Tier 2: Recent Messages
A sliding window of the most recent N messages in the conversation, sent as context to the LLM on every request.
- Default: 20 messages
- Config:
N8N_INSTANCE_AI_LAST_MESSAGES
Tier 3: Observational Memory
Automatic context compression for long-running autonomous loops. Two background agents manage the orchestrator's context size:
- Observer — when message tokens exceed a threshold (default: 30K), compresses old messages into dense observations
- Reflector — when observations exceed their threshold (default: 40K), condenses observations into higher-level patterns
Context window layout during autonomous loop:
┌──────────────────────────────────────────┐
│ Observation Block (≤40K tokens) │ ← compressed history
│ "Built wf-123 with Schedule→HTTP→Slack. │ (append-only, cacheable)
│ Exec failed: 401 on HTTP node. │
│ Debugger identified missing API key. │
│ Rebuilt workflow, re-executed, passed." │
├──────────────────────────────────────────┤
│ Raw Message Block (≤30K tokens) │ ← recent tool calls & results
│ [current step's tool calls and results] │ (rotated as new messages arrive)
└──────────────────────────────────────────┘
Why this matters for the autonomous loop:
- Tool-heavy workloads (workflow definitions, execution results, node descriptions) get 5–40x compression — a 50-step loop that would blow out the context window stays manageable
- The observation block is append-only until reflection runs, enabling high prompt cache hit rates (4–10x cost reduction)
- Async buffering pre-computes observations in the background — no user-visible pause when the threshold is hit
- Uses a secondary LLM (default:
google/gemini-2.5-flash) for compression — cheap and has a 1M token context window for the Reflector
Observational memory is thread-scoped — it tracks the operational history of the current task.

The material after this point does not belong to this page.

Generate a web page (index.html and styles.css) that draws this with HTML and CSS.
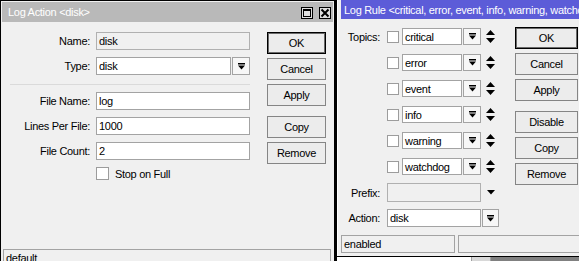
FILE: index.html
```html
<!DOCTYPE html>
<html lang="en">
<head>
    <meta charset="UTF-8">
    <title>Log Action / Log Rule</title>
    <link rel="stylesheet" href="styles.css">
</head>
<body>
    <div class="desk">
        <!-- Log Action window (inactive) -->
        <div class="win win-action">
            <div class="title title-off">
                <span class="title-text">Log Action &lt;disk&gt;</span>
                <span class="tbtn">
                    <svg width="10" height="10" viewBox="0 0 10 10"><rect x="1.5" y="1.5" width="7" height="7" fill="none" stroke="#000"/><rect x="1" y="1" width="8" height="2" fill="#000"/></svg>
                </span>
                <span class="tbtn tbtn-close">
                    <svg width="10" height="10" viewBox="0 0 10 10"><path d="M1.5 1.5 L8.5 8.5 M8.5 1.5 L1.5 8.5" stroke="#000" stroke-width="2"/></svg>
                </span>
            </div>
            <div class="act-body">
                <div class="act-form">
                    <div class="row"><label>Name:</label><div class="field field-off">disk</div></div>
                    <div class="row">
                        <label>Type:</label>
                        <div class="field field-type">disk</div>
                        <div class="dd">
                            <svg width="7" height="7" viewBox="0 0 7 7"><rect x="0" y="0" width="7" height="1.5" fill="#000"/><polygon points="0,2.5 7,2.5 3.5,6.5" fill="#000"/></svg>
                        </div>
                    </div>
                    <div class="sep"></div>
                    <div class="row"><label>File Name:</label><div class="field">log</div></div>
                    <div class="row"><label>Lines Per File:</label><div class="field">1000</div></div>
                    <div class="row"><label>File Count:</label><div class="field">2</div></div>
                    <div class="row row-check"><span class="check"></span><span>Stop on Full</span></div>
                </div>
                <div class="btns">
                    <button class="btn btn-default">OK</button>
                    <button class="btn">Cancel</button>
                    <button class="btn">Apply</button>
                    <button class="btn btn-gap">Copy</button>
                    <button class="btn">Remove</button>
                </div>
            </div>
            <div class="status"><div class="panel">default</div></div>
        </div>

        <div class="right-col">
            <!-- Log Rule window (active) -->
            <div class="win win-rule">
                <div class="title title-on">
                    <span class="title-text">Log Rule &lt;critical, error, event, info, warning, watchdog&gt;</span>
                </div>
                <div class="rule-body">
                    <div class="rule-main">
                        <div class="rule-form">
                            <div class="trow"><label>Topics:</label><span class="check"></span><div class="field">critical</div><div class="dd"><svg width="7" height="7" viewBox="0 0 7 7"><rect width="7" height="1.5" fill="#000"/><polygon points="0,2.5 7,2.5 3.5,6.5" fill="#000"/></svg></div><svg class="updown" width="9" height="13" viewBox="0 0 9 13"><polygon points="4.5,0 9,5 0,5" fill="#000"/><polygon points="0,8 9,8 4.5,13" fill="#000"/></svg></div>
                            <div class="trow"><label></label><span class="check"></span><div class="field">error</div><div class="dd"><svg width="7" height="7" viewBox="0 0 7 7"><rect width="7" height="1.5" fill="#000"/><polygon points="0,2.5 7,2.5 3.5,6.5" fill="#000"/></svg></div><svg class="updown" width="9" height="13" viewBox="0 0 9 13"><polygon points="4.5,0 9,5 0,5" fill="#000"/><polygon points="0,8 9,8 4.5,13" fill="#000"/></svg></div>
                            <div class="trow"><label></label><span class="check"></span><div class="field">event</div><div class="dd"><svg width="7" height="7" viewBox="0 0 7 7"><rect width="7" height="1.5" fill="#000"/><polygon points="0,2.5 7,2.5 3.5,6.5" fill="#000"/></svg></div><svg class="updown" width="9" height="13" viewBox="0 0 9 13"><polygon points="4.5,0 9,5 0,5" fill="#000"/><polygon points="0,8 9,8 4.5,13" fill="#000"/></svg></div>
                            <div class="trow"><label></label><span class="check"></span><div class="field">info</div><div class="dd"><svg width="7" height="7" viewBox="0 0 7 7"><rect width="7" height="1.5" fill="#000"/><polygon points="0,2.5 7,2.5 3.5,6.5" fill="#000"/></svg></div><svg class="updown" width="9" height="13" viewBox="0 0 9 13"><polygon points="4.5,0 9,5 0,5" fill="#000"/><polygon points="0,8 9,8 4.5,13" fill="#000"/></svg></div>
                            <div class="trow"><label></label><span class="check"></span><div class="field">warning</div><div class="dd"><svg width="7" height="7" viewBox="0 0 7 7"><rect width="7" height="1.5" fill="#000"/><polygon points="0,2.5 7,2.5 3.5,6.5" fill="#000"/></svg></div><svg class="updown" width="9" height="13" viewBox="0 0 9 13"><polygon points="4.5,0 9,5 0,5" fill="#000"/><polygon points="0,8 9,8 4.5,13" fill="#000"/></svg></div>
                            <div class="trow"><label></label><span class="check"></span><div class="field">watchdog</div><div class="dd"><svg width="7" height="7" viewBox="0 0 7 7"><rect width="7" height="1.5" fill="#000"/><polygon points="0,2.5 7,2.5 3.5,6.5" fill="#000"/></svg></div><svg class="updown" width="9" height="13" viewBox="0 0 9 13"><polygon points="4.5,0 9,5 0,5" fill="#000"/><polygon points="0,8 9,8 4.5,13" fill="#000"/></svg></div>

                            <div class="prow prow-prefix">
                                <label>Prefix:</label>
                                <div class="field field-off field-wide"></div>
                                <svg class="arrow-only" width="8" height="5" viewBox="0 0 8 5"><polygon points="0,0 8,0 4,4.5" fill="#000"/></svg>
                            </div>
                            <div class="prow prow-action">
                                <label>Action:</label>
                                <div class="field field-wide">disk</div>
                                <div class="dd dd-action"><svg width="7" height="7" viewBox="0 0 7 7"><rect width="7" height="1.5" fill="#000"/><polygon points="0,2.5 7,2.5 3.5,6.5" fill="#000"/></svg></div>
                            </div>
                        </div>
                        <div class="btns btns-rule">
                            <button class="btn btn-default">OK</button>
                            <button class="btn">Cancel</button>
                            <button class="btn">Apply</button>
                            <button class="btn btn-gap">Disable</button>
                            <button class="btn">Copy</button>
                            <button class="btn">Remove</button>
                        </div>
                    </div>
                    <div class="rule-status">
                        <div class="panel panel-first">enabled</div>
                        <div class="panel panel-rest"></div>
                    </div>
                </div>
            </div>
            <!-- piece of the window lying below -->
            <div class="below">
                <div class="below-white"></div>
                <div class="below-light"></div>
                <div class="below-dark"></div>
            </div>
        </div>
    </div>
</body>
</html>
```

FILE: styles.css
```css
* {
    box-sizing: border-box;
}

body {
    margin: 0;
    background: #f0f0f0;
    font-family: "Liberation Sans", Arial, sans-serif;
    font-size: 11px;
    letter-spacing: -0.3px;
    color: #000;
    overflow: hidden;
}

.desk {
    display: flex;
    height: 261px;
    overflow: hidden;
}

/* Windows */
.win {
    background: #f0f0f0;
    flex-shrink: 0;
}

.title {
    display: flex;
    align-items: center;
    color: #fff;
    white-space: nowrap;
    overflow: hidden;
}

.title-text {
    flex: 1;
}

.title-off {
    height: 20px;
    margin: 0 1px;
    padding: 0 2px 0 6px;
    background: #b9b9b9;
}

.title-on {
    height: 19px;
    padding: 0 0 0 3px;
    background: #5c5cd8;
}

.tbtn {
    width: 12px;
    height: 12px;
    border: 1px solid #000;
    background: #dedede;
    display: flex;
    align-items: center;
    justify-content: center;
    margin-top: 2px;
}

.tbtn-close {
    margin-left: 6px;
}

/* Log Action window */
.win-action {
    width: 335px;
    height: 290px;
    border: 1px solid #000;
    border-bottom: 0;
    padding-top: 1px;
}

.act-body {
    display: flex;
    height: 227px;
    padding-top: 10px;
}

.act-form {
    width: 249px;
    display: flex;
    flex-direction: column;
    gap: 7px;
}

.row {
    display: flex;
    align-items: center;
    height: 18px;
}

.row label {
    width: 89px;
    margin-right: 6px;
    text-align: right;
}

.field {
    height: 100%;
    flex: 1;
    background: #fff;
    border: 1px solid #a3a3a3;
    padding: 0 2px;
    display: flex;
    align-items: center;
    white-space: nowrap;
    overflow: hidden;
}

.field-off {
    background: #f0f0f0;
    border-color: #b0b0b0;
}

.dd {
    width: 18px;
    height: 100%;
    margin-left: 1px;
    border: 1px solid #a3a3a3;
    background: #f7f7f7;
    display: flex;
    align-items: center;
    justify-content: center;
    flex-shrink: 0;
}

.sep {
    margin: 2px 0 0 9px;
    height: 1px;
    background: #dadada;
}

.row-check {
    height: 13px;
    padding-left: 95px;
}

.check {
    width: 13px;
    height: 13px;
    border: 1px solid #9c9c9c;
    background: #fff;
    flex-shrink: 0;
}

.row-check .check {
    margin-right: 6px;
}

/* Buttons */
.btns {
    display: flex;
    flex-direction: column;
    gap: 4px;
    width: 59px;
    margin-left: 17px;
}

.btn {
    height: 22px;
    padding: 0;
    border: 1px solid #858585;
    background: #ececec;
    font-family: inherit;
    font-size: 11px;
    letter-spacing: -0.3px;
    color: #000;
}

.btn-default {
    border-color: #000;
    box-shadow: inset 0 0 0 1px #6a6a6a;
}

.btn-gap {
    margin-top: 6px;
}

.status {
    padding: 0 3px 0 2px;
}

.panel {
    height: 18px;
    border: 1px solid #a3a3a3;
    padding: 2px 2px 0;
    white-space: nowrap;
}

/* Log Rule window */
.right-col {
    display: flex;
    flex-direction: column;
    width: 260px;
    flex-shrink: 0;
}

.win-rule {
    margin-top: -2px;
    border-left: 2px solid #000;
    border-top: 1px solid #000;
    border-bottom: 1px solid #000;
    padding: 1px 0 3px 4px;
    box-shadow: inset 1px 0 0 #fff;
}

.rule-body {
    padding-top: 8px;
}

.rule-main {
    display: flex;
    align-items: flex-start;
}

.rule-form {
    width: 154px;
    padding-top: 1px;
    display: flex;
    flex-direction: column;
    gap: 9px;
}

.trow,
.prow {
    display: flex;
    align-items: center;
    height: 17px;
}

.trow label,
.prow label {
    width: 39px;
    margin-right: 7px;
    text-align: right;
    flex-shrink: 0;
}

.trow .check {
    width: 12px;
    height: 12px;
    margin-right: 3px;
}

.trow .field {
    flex: none;
    width: 60px;
}

.trow .dd {
    width: 18px;
}

.updown {
    margin-left: 5px;
}

.prow-prefix {
    height: 19px;
    margin-top: -1px;
}

.prow-action {
    height: 18px;
    margin-top: -2px;
}

.field-wide {
    flex: none;
    width: 94px;
}

.arrow-only {
    margin-left: 6px;
}

.dd-action {
    width: 17px;
}

.btns-rule {
    width: 63px;
    margin-left: 20px;
}

.rule-status {
    display: flex;
    gap: 3px;
    margin-top: 8px;
}

.panel-first {
    width: 114px;
}

.panel-rest {
    flex: 1;
}

/* window underneath */
.below {
    display: flex;
    flex: 1;
    border-left: 2px solid #000;
}

.below-white {
    width: 134px;
    background: #fff;
}

.below-light {
    width: 20px;
    background: #d8d8d8;
    border-left: 1px solid #a0a0a0;
    border-right: 1px solid #a0a0a0;
}

.below-dark {
    flex: 1;
    background: #808080;
}
```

Tier 4: Semantic Recall (Optional)
Vector-based retrieval of relevant past messages. When enabled, the system embeds each message and retrieves semantically similar past messages to include as context.
- Requires:
N8N_INSTANCE_AI_EMBEDDER_MODELto be set - Config:
N8N_INSTANCE_AI_SEMANTIC_RECALL_TOP_K(default: 5) - Message range: 2 messages before and 1 after each match
Disabled by default. When the embedder model is not set, only tiers 1–3 are active.
Tier 5: Plan Storage
The plan tool stores execution plans in thread-scoped storage. Plans are
structured data (goal, current phase, iteration count, step statuses) that
persist across reconnects within a conversation. See the tools
documentation for the plan tool schema.
Scoping Model
All memory is thread-scoped (isolated per conversation):
- Recent messages — the sliding window of N messages
- Observational memory — compressed operational history
- Semantic recall — vector retrieval of relevant past messages
- Plan — the current execution plan
Sub-agent memory
Sub-agents are fully stateless — context is passed via the briefing and
conversationContext fields in the delegate and build-workflow-with-agent
tools.
Past failed attempts are tracked via the IterationLog (stored in thread
metadata) and appended to sub-agent briefings on retry, providing cross-attempt
context without persistent memory.
Cross-user isolation
Each user's memory is fully independent. The agent cannot see other users' conversations or semantic history.
Configuration
| Variable | Type | Default | Description |
|---|---|---|---|
N8N_INSTANCE_AI_LAST_MESSAGES |
number | 20 | Recent message window |
N8N_INSTANCE_AI_EMBEDDER_MODEL |
string | '' |
Embedder model (empty = disabled) |
N8N_INSTANCE_AI_SEMANTIC_RECALL_TOP_K |
number | 5 | Number of semantic matches |
N8N_INSTANCE_AI_OBSERVER_MODEL |
string | google/gemini-2.5-flash |
LLM for Observer/Reflector |
N8N_INSTANCE_AI_OBSERVER_MESSAGE_TOKENS |
number | 30000 | Observer trigger threshold |
N8N_INSTANCE_AI_REFLECTOR_OBSERVATION_TOKENS |
number | 40000 | Reflector trigger threshold |